From the listing below, return each line that includes "image".

──────── Records for the exercise

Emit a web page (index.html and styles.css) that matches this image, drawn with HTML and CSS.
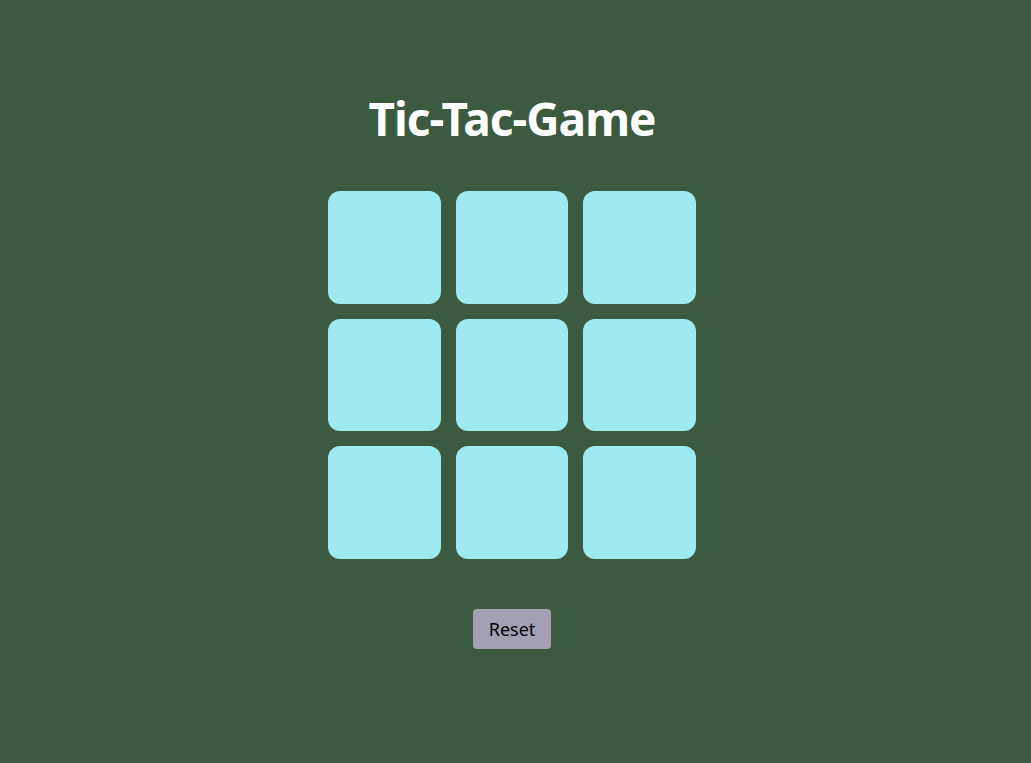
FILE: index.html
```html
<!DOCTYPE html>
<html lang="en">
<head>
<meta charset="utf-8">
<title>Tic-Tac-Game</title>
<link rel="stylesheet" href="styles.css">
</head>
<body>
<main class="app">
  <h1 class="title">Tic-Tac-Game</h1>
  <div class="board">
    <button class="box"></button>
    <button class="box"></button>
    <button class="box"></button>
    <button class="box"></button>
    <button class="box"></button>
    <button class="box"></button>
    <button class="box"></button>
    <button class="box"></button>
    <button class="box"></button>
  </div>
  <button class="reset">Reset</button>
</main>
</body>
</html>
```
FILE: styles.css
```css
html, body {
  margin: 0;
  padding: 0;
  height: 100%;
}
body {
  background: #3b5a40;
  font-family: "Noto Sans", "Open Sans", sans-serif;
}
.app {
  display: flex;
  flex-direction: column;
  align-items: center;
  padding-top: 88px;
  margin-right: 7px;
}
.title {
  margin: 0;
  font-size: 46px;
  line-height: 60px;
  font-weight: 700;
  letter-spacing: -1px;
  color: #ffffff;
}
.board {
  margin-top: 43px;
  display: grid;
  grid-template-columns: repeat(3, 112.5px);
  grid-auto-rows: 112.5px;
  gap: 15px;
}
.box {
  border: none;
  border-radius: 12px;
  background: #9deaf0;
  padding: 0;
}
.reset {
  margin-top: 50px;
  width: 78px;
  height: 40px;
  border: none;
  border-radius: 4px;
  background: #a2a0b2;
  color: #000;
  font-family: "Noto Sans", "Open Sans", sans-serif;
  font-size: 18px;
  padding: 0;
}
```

────────────────
──────── Records for the exercise

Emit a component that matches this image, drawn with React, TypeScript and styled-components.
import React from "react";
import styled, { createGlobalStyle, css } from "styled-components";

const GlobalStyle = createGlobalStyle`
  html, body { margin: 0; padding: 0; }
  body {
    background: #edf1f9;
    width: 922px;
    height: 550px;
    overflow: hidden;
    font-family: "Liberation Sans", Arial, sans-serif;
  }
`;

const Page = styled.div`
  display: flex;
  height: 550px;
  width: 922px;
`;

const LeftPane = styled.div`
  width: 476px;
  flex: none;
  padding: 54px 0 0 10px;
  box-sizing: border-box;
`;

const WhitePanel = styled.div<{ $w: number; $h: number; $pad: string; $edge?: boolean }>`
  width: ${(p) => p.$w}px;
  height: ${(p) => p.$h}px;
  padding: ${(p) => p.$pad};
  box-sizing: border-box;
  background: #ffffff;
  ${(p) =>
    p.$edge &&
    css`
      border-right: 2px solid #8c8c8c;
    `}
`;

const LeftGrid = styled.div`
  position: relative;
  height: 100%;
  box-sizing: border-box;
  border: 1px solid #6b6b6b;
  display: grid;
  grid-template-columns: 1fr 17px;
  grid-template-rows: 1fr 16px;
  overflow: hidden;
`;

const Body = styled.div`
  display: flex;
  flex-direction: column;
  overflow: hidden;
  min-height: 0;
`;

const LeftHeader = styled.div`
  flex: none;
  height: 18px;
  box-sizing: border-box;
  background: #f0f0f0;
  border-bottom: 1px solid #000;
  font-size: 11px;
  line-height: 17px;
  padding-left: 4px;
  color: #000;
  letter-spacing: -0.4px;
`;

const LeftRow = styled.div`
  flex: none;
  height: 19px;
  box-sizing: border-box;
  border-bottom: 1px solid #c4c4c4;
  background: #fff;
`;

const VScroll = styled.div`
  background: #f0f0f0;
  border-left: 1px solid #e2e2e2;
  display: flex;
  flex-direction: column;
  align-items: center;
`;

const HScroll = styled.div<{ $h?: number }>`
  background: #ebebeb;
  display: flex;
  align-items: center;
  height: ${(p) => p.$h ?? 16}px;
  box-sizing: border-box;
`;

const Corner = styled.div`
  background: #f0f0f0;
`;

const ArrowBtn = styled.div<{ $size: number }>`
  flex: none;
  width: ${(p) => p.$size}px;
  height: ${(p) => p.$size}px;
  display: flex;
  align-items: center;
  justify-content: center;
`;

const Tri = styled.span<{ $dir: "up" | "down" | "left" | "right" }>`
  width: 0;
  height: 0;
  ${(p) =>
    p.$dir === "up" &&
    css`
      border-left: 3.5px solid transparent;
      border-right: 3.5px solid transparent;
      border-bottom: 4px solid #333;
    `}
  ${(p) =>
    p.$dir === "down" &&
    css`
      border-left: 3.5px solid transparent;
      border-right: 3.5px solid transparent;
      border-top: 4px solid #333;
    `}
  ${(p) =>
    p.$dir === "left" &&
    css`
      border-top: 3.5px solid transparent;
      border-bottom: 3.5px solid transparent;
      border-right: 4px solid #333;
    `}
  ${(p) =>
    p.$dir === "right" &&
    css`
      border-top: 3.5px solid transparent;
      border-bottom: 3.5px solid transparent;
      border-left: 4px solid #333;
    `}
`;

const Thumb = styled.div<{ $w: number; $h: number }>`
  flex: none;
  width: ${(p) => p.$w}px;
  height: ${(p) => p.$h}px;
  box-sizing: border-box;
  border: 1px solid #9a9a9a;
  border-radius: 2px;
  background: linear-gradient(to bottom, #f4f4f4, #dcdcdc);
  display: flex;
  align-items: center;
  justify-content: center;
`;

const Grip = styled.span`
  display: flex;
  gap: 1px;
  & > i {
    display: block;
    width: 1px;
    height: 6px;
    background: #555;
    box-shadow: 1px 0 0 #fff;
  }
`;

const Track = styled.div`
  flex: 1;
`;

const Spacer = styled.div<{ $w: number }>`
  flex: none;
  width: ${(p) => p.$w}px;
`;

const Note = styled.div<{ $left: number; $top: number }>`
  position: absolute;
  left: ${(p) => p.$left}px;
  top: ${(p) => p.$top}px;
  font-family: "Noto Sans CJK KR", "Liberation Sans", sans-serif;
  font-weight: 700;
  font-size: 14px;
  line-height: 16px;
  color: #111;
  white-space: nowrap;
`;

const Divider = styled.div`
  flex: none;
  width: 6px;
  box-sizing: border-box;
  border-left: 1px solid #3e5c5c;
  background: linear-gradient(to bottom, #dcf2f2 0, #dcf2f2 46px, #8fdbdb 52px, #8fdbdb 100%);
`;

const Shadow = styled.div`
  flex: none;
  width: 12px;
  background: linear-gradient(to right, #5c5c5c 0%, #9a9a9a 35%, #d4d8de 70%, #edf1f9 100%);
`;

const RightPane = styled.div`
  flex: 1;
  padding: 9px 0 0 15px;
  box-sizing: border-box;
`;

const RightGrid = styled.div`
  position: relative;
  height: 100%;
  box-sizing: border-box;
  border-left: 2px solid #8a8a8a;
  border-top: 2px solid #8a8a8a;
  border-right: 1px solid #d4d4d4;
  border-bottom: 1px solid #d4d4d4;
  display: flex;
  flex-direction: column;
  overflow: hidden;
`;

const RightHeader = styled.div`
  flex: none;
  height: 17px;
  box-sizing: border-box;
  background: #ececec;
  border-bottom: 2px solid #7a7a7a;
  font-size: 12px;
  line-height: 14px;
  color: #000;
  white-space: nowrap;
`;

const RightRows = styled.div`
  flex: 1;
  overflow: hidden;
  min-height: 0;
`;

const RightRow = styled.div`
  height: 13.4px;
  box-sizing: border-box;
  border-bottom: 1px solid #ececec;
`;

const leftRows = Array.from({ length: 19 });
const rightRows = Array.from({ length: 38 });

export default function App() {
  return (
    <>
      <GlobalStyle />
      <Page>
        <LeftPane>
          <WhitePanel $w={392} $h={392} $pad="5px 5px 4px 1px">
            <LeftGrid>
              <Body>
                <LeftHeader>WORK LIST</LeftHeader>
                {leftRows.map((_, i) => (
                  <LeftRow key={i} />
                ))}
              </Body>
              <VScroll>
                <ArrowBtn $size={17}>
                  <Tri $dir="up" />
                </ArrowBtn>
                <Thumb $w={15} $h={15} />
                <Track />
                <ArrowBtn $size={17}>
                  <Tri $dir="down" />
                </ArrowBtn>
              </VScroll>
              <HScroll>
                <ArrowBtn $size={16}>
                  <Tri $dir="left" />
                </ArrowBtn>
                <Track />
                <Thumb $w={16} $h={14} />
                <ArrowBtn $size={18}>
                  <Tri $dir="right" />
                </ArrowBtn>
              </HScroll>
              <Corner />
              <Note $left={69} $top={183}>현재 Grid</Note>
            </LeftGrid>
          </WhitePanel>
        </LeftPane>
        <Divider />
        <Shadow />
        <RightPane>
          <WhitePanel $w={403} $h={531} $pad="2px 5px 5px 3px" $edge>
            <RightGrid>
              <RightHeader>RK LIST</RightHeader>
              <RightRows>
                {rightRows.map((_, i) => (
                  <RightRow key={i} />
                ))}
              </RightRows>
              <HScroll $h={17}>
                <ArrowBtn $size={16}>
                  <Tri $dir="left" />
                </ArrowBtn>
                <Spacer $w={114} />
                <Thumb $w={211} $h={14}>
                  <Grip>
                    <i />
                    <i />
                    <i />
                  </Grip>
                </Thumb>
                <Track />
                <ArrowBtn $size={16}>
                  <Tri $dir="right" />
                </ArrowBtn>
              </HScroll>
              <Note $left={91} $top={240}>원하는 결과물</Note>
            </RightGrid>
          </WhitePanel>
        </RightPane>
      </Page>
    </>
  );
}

────────────────

## Task output
Emit a web page (index.html and styles.css) that matches this image, drawn with HTML and CSS.
Emit a component that matches this image, drawn with React, TypeScript and styled-components.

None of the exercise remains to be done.